From the listing below, pull each line that includes "with".

---------- DATA EXCERPT

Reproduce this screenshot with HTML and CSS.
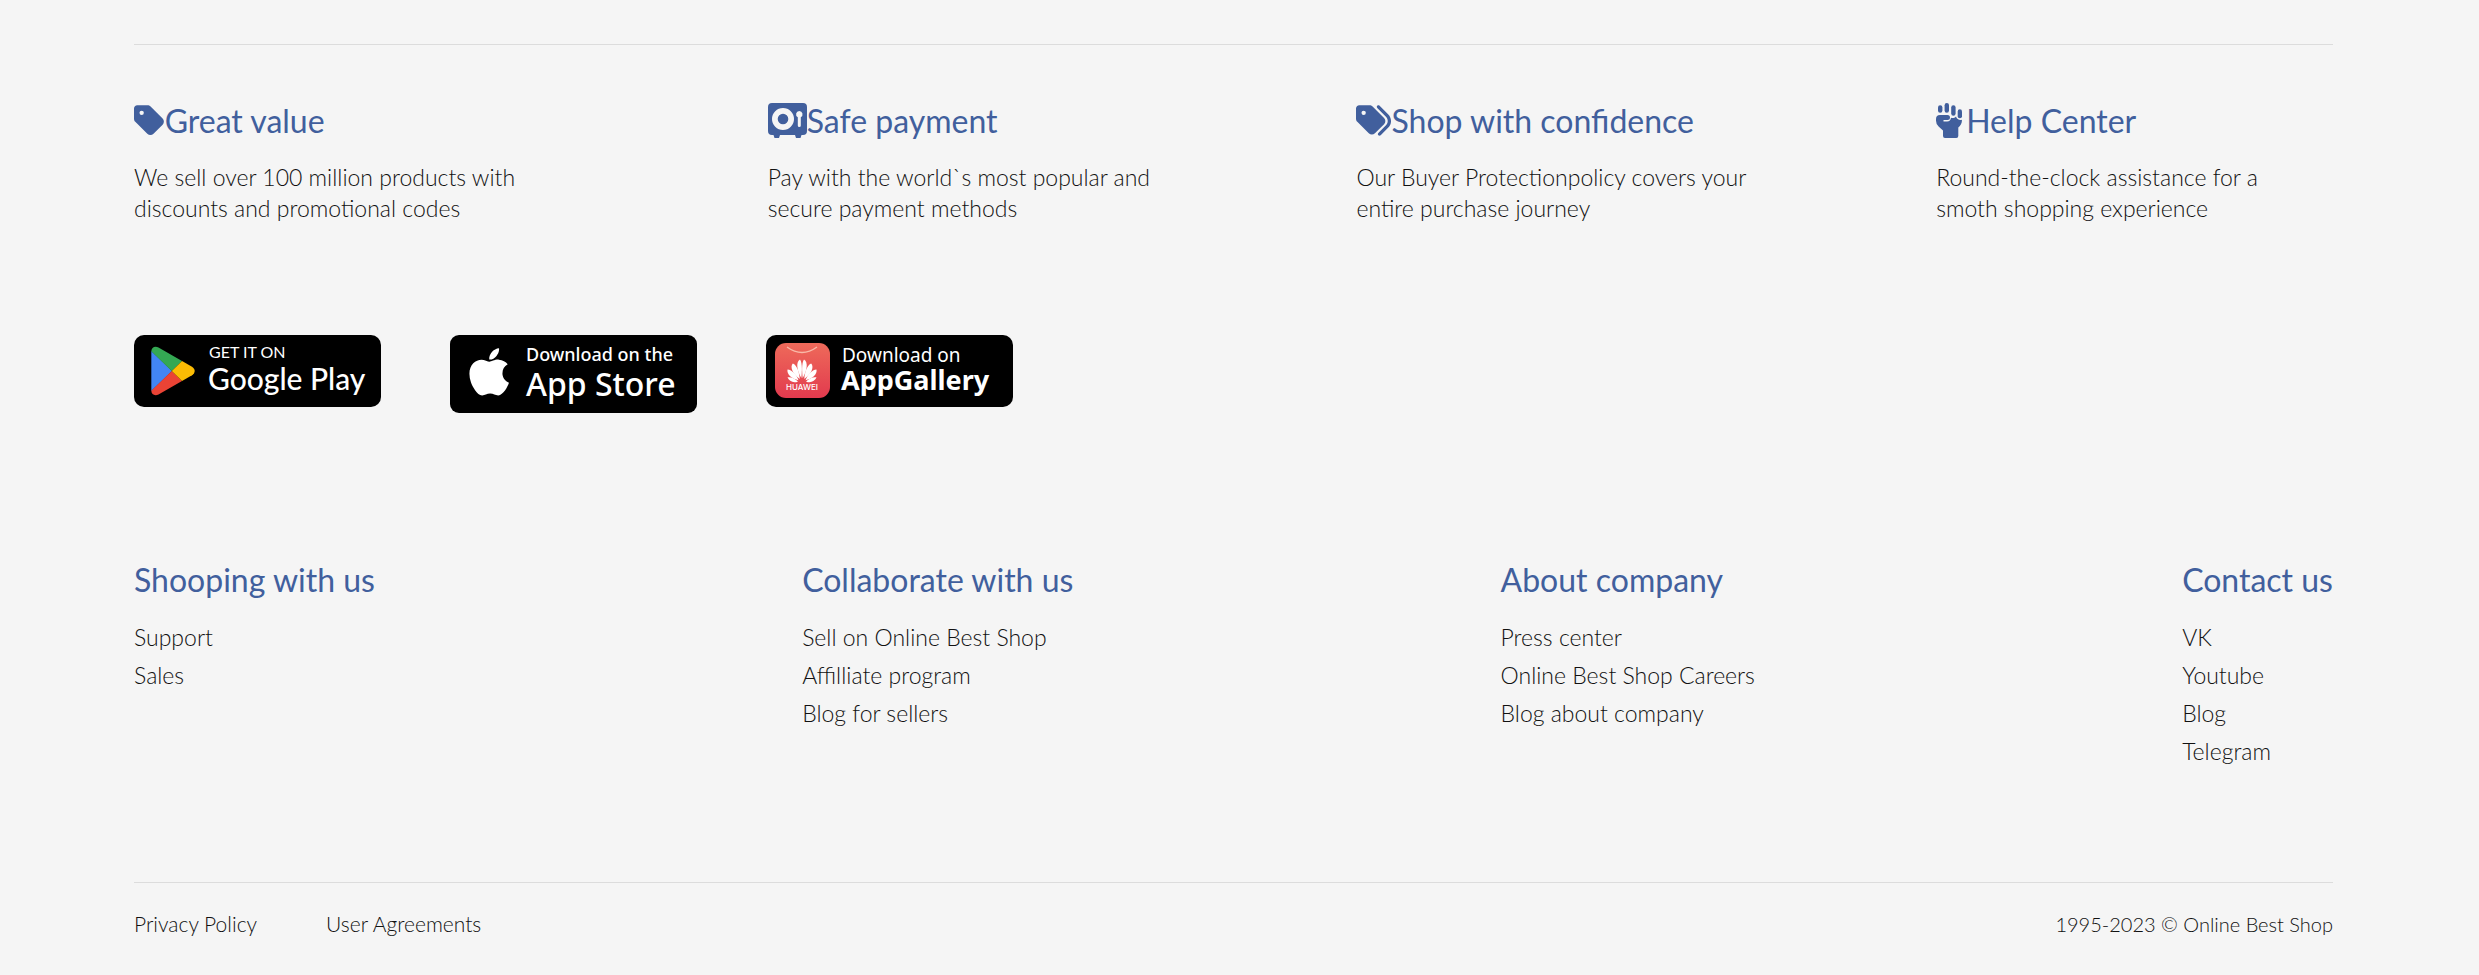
FILE: index.html
```html
<!DOCTYPE html>
<html lang="en">
<head>
<meta charset="utf-8">
<title>Online Best Shop</title>
<link rel="stylesheet" href="styles.css">
</head>
<body>
<footer class="footer">
  <section class="benefits">
    <article class="benefit">
      <h2 class="title"><svg class="icon" viewBox="0 0 448 512" aria-hidden="true"><path d="M0 80V229.500c0 17 6.700 33.300 18.700 45.300l176 176c25 25 65.500 25 90.500 0L418.700 317.300c25-25 25-65.500 0-90.500l-176-176c-12-12-28.300-18.700-45.300-18.700H48C21.500 32 0 53.500 0 80zm112 32a32 32 0 1 1 0 64 32 32 0 1 1 0-64z"/></svg>Great value</h2>
      <p class="text">We sell over 100 million products with<br>discounts and promotional codes</p>
    </article>
    <article class="benefit">
      <h2 class="title"><svg class="icon" viewBox="0 0 39 35" aria-hidden="true"><path fill-rule="evenodd" d="M4 0H35a4 4 0 0 1 4 4V28a4 4 0 0 1-4 4H33.500L32.500 35H28L27 32H12L11 35H6.500L5.500 32H4a4 4 0 0 1-4-4V4a4 4 0 0 1 4-4ZM15 5a11 11 0 1 0 0 22a11 11 0 0 0 0-22ZM15 10.700a5.300 5.300 0 1 1 0 10.600a5.300 5.300 0 0 1 0-10.600ZM31.300 8a3.300 3.300 0 0 0-1.500 6.200V22.500a1.500 1.500 0 0 0 3 0V14.200A3.300 3.300 0 0 0 31.300 8Z"/></svg>Safe payment</h2>
      <p class="text">Pay with the world`s most popular and<br>secure payment methods</p>
    </article>
    <article class="benefit">
      <h2 class="title"><svg class="icon" viewBox="0 0 512 512" aria-hidden="true"><path d="M345 39.100L472.800 168.400c52.400 53 52.400 138.200 0 191.200L360.800 472.900c-9.300 9.400-24.500 9.500-33.900 .2s-9.500-24.500-.2-33.900L438.600 325.900c33.900-34.300 33.900-89.400 0-123.700L310.900 72.900c-9.300-9.400-9.200-24.600 .2-33.900s24.600-9.200 33.900 .2zM0 229.500V80C0 53.500 21.500 32 48 32H197.500c17 0 33.300 6.700 45.300 18.700l168 168c25 25 25 65.500 0 90.500L277.300 442.700c-25 25-65.500 25-90.500 0l-168-168C6.700 262.700 0 246.500 0 229.500zM144 144a32 32 0 1 0 -64 0 32 32 0 1 0 64 0z"/></svg>Shop with confidence</h2>
      <p class="text">Our Buyer Protectionpolicy covers your<br>entire purchase journey</p>
    </article>
    <article class="benefit">
      <h2 class="title"><svg class="icon" viewBox="0 0 30 35" aria-hidden="true"><rect x="2" y="2.200" width="4.400" height="7.600" rx="2.200"/><rect x="8.600" y="0" width="4.400" height="9.800" rx="2.200"/><rect x="15.200" y="2.200" width="4.400" height="10.600" rx="2.200"/><rect x="21.700" y="6.300" width="4.300" height="9" rx="2.100"/><path d="M4 12H11.500a2.500 2.500 0 0 1 0 5H7.500V18.400H11a4 4 0 0 0 4-3.600c1.500 .6 3.700 .2 5-1.300c.7 2.600 3.500 4.200 6 3.300c0 3.500-1.400 5.600-3.700 7.800V33a2 2 0 0 1-2 2H9a2 2 0 0 1-2-2V27.500L2.600 23.500A8 8 0 0 1 0 17.500V16a4 4 0 0 1 4-4Z"/></svg>Help Center</h2>
      <p class="text">Round-the-clock assistance for a<br>smoth shopping experience</p>
    </article>
  </section>

  <nav class="stores" aria-label="Mobile apps">
    <a class="store" href="#" aria-label="Get it on Google Play">
      <svg class="badge" viewBox="0 0 247 72">
        <rect width="247" height="72" rx="10"/>
        <path fill="#4285f4" d="M17.300 16V56L38 36Z"/>
        <path fill="#34a853" d="M17.300 16.500C17.300 12.500 21 10.600 24.500 12.600L48 26L37.700 36L17.500 16.500Z"/>
        <path fill="#ea4335" d="M17.300 55.500C17.300 59.500 21 61.400 24.500 59.400L48 46L37.700 36L17.500 55.500Z"/>
        <path fill="#fbbc04" d="M48 26L58 31.800C61.600 34 61.600 38 58 40.200L48 46L37.700 36Z"/>
        <text class="play-small" x="75" y="23">GET IT ON</text>
        <text class="play-big" x="74" y="55">Google Play</text>
      </svg>
    </a>
    <a class="store" href="#" aria-label="Download on the App Store">
      <svg class="badge" viewBox="0 0 247 78">
        <rect width="247" height="78" rx="9"/>
        <path fill="#fff" transform="translate(19 10) scale(.105)" d="M318.700 268.700c-.2-36.700 16.400-64.400 50-84.800-18.800-26.900-47.200-41.700-84.700-44.600-35.500-2.800-74.300 20.700-88.500 20.700-15 0-49.400-19.700-76.400-19.700C63.300 141.200 4 184.800 4 273.500q0 39.300 14.400 81.200c12.800 36.700 59 126.700 107.200 125.200 25.200-.6 43-17.900 75.800-17.900 31.800 0 48.300 17.900 76.400 17.900 48.600-.7 90.400-82.500 102.600-119.300-65.200-30.700-61.700-90-61.700-91.900zm-56.600-164.200c27.300-32.400 24.800-61.900 24-72.500-24.100 1.400-52 16.400-67.900 34.900-17.500 19.800-27.800 44.300-25.600 71.900 26.100 2 49.900-11.400 69.500-34.300z"/>
        <text class="apple-small" x="76" y="26">Download on the</text>
        <text class="apple-big" x="76" y="61">App Store</text>
      </svg>
    </a>
    <a class="store" href="#" aria-label="Download on AppGallery">
      <svg class="badge" viewBox="0 0 247 72">
        <defs><linearGradient id="red" x1="0" y1="0" x2="0" y2="1"><stop offset="0" stop-color="#ee6a5a"/><stop offset="1" stop-color="#e23a4e"/></linearGradient></defs>
        <rect width="247" height="72" rx="10"/>
        <rect x="9" y="8" width="55" height="55" rx="11" fill="url(#red)"/>
        <path d="M21 12Q36 23 51 12" fill="none" stroke="#f9b9a8" stroke-width="1.300"/>
        <g fill="#fff">
          <path d="M35.300 43C31 36 29.500 27 34 24.500C36.500 28 36 37 35.300 43Z"/>
          <path d="M33.700 44C27 39 23.500 32.500 26.800 28.500C31 30 33.500 38 33.700 44Z"/>
          <path d="M32.500 45.200C26 44 20.500 39.500 21.500 34.500C26 34.500 31 40.500 32.500 45.200Z"/>
          <path d="M32 46.400C28 48.500 23 46.500 21.500 42.300C25 41.500 29.500 44 32 46.400Z"/>
          <path d="M36.700 43C41 36 42.500 27 38 24.500C35.500 28 36 37 36.700 43Z"/>
          <path d="M38.300 44C45 39 48.500 32.500 45.200 28.500C41 30 38.500 38 38.300 44Z"/>
          <path d="M39.500 45.200C46 44 51.500 39.500 50.500 34.500C46 34.500 41 40.500 39.500 45.200Z"/>
          <path d="M40 46.400C44 48.500 49 46.500 50.500 42.300C47 41.500 42.500 44 40 46.400Z"/>
        </g>
        <text class="huawei" x="36" y="55">HUAWEI</text>
        <text class="gallery-small" x="76" y="27">Download on</text>
        <text class="gallery-big" x="75" y="55">AppGallery</text>
      </svg>
    </a>
  </nav>

  <nav class="links" aria-label="Site">
    <section>
      <h2 class="title">Shooping with us</h2>
      <ul class="list">
        <li><a href="#">Support</a></li>
        <li><a href="#">Sales</a></li>
      </ul>
    </section>
    <section>
      <h2 class="title">Collaborate with us</h2>
      <ul class="list">
        <li><a href="#">Sell on Online Best Shop</a></li>
        <li><a href="#">Affilliate program</a></li>
        <li><a href="#">Blog for sellers</a></li>
      </ul>
    </section>
    <section>
      <h2 class="title">About company</h2>
      <ul class="list">
        <li><a href="#">Press center</a></li>
        <li><a href="#">Online Best Shop Careers</a></li>
        <li><a href="#">Blog about company</a></li>
      </ul>
    </section>
    <section>
      <h2 class="title">Contact us</h2>
      <ul class="list">
        <li><a href="#">VK</a></li>
        <li><a href="#">Youtube</a></li>
        <li><a href="#">Blog</a></li>
        <li><a href="#">Telegram</a></li>
      </ul>
    </section>
  </nav>

  <div class="legal">
    <a href="#">Privacy Policy</a>
    <a href="#">User Agreements</a>
    <span class="copyright">1995-2023 © Online Best Shop</span>
  </div>
</footer>
</body>
</html>
```
FILE: styles.css
```css
* {
  box-sizing: border-box;
}

body {
  margin: 0;
  background: #f5f5f5;
  color: #111;
  font-family: Corbel, Lato, "Open Sans", sans-serif;
  font-weight: 300;
}

a {
  color: inherit;
  text-decoration: none;
}

.footer {
  padding: 44px 146px 28px 134px;
}

.benefits {
  display: grid;
  grid-template-columns: 634fr 589fr 580fr 397fr;
  padding-top: 54px;
  border-top: 1px solid #dcdcdc;
}

.title {
  display: flex;
  margin: 0;
  color: #415f9d;
  font-size: 32px;
  font-weight: 400;
  line-height: 44px;
}

.icon {
  height: 35px;
  margin-top: 4px;
  fill: currentColor;
}

.text {
  margin: 19px 0 0;
  font-size: 23px;
  line-height: 31px;
}

.stores {
  display: flex;
  align-items: flex-start;
  gap: 69px;
  margin-top: 111px;
}

.store {
  width: 247px;
}

.badge {
  display: block;
  width: 100%;
}

.badge text {
  fill: #fff;
}

.play-small {
  font: 400 16px Lato, sans-serif;
}

.play-big {
  font: 500 30px Lato, sans-serif;
}

.apple-small {
  font: 500 18px "Noto Sans", sans-serif;
}

.apple-big {
  font: 500 32px "Noto Sans", sans-serif;
}

.gallery-small {
  font: 400 19px "Noto Sans", sans-serif;
}

.gallery-big {
  font: 700 27px "Noto Sans", sans-serif;
}

.huawei {
  font: 500 8px Inter, sans-serif;
  text-anchor: middle;
}

.links {
  display: flex;
  justify-content: space-between;
  margin-top: 145px;
}

.list {
  margin: 16px 0 0;
  padding: 0;
  font-size: 23px;
  line-height: 38px;
  list-style: none;
}

.legal {
  display: flex;
  gap: 69px;
  margin-top: 112px;
  padding-top: 27px;
  border-top: 1px solid #dcdcdc;
  font-size: 21px;
  line-height: 28px;
}

.copyright {
  margin-left: auto;
  font-size: 20px;
}
```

--------------------

* [REPLY TO THE EXERCISE]:
Reproduce this screenshot with HTML and CSS.
      <p class="text">We sell over 100 million products with<br>discounts and promotional codes</p>
      <p class="text">Pay with the world`s most popular and<br>secure payment methods</p>
      <h2 class="title"><svg class="icon" viewBox="0 0 512 512" aria-hidden="true"><path d="M345 39.100L472.800 168.400c52.400 53 52.400 138.200 0 191.200L360.800 472.900c-9.300 9.400-24.500 9.500-33.900 .2s-9.500-24.500-.2-33.900L438.600 325.900c33.900-34.300 33.900-89.400 0-123.700L310.900 72.900c-9.300-9.400-9.200-24.600 .2-33.900s24.600-9.200 33.900 .2zM0 229.500V80C0 53.500 21.500 32 48 32H197.500c17 0 33.300 6.700 45.300 18.700l168 168c25 25 25 65.500 0 90.500L277.300 442.700c-25 25-65.500 25-90.500 0l-168-168C6.700 262.700 0 246.500 0 229.500zM144 144a32 32 0 1 0 -64 0 32 32 0 1 0 64 0z"/></svg>Shop with confidence</h2>
      <h2 class="title">Shooping with us</h2>
      <h2 class="title">Collaborate with us</h2>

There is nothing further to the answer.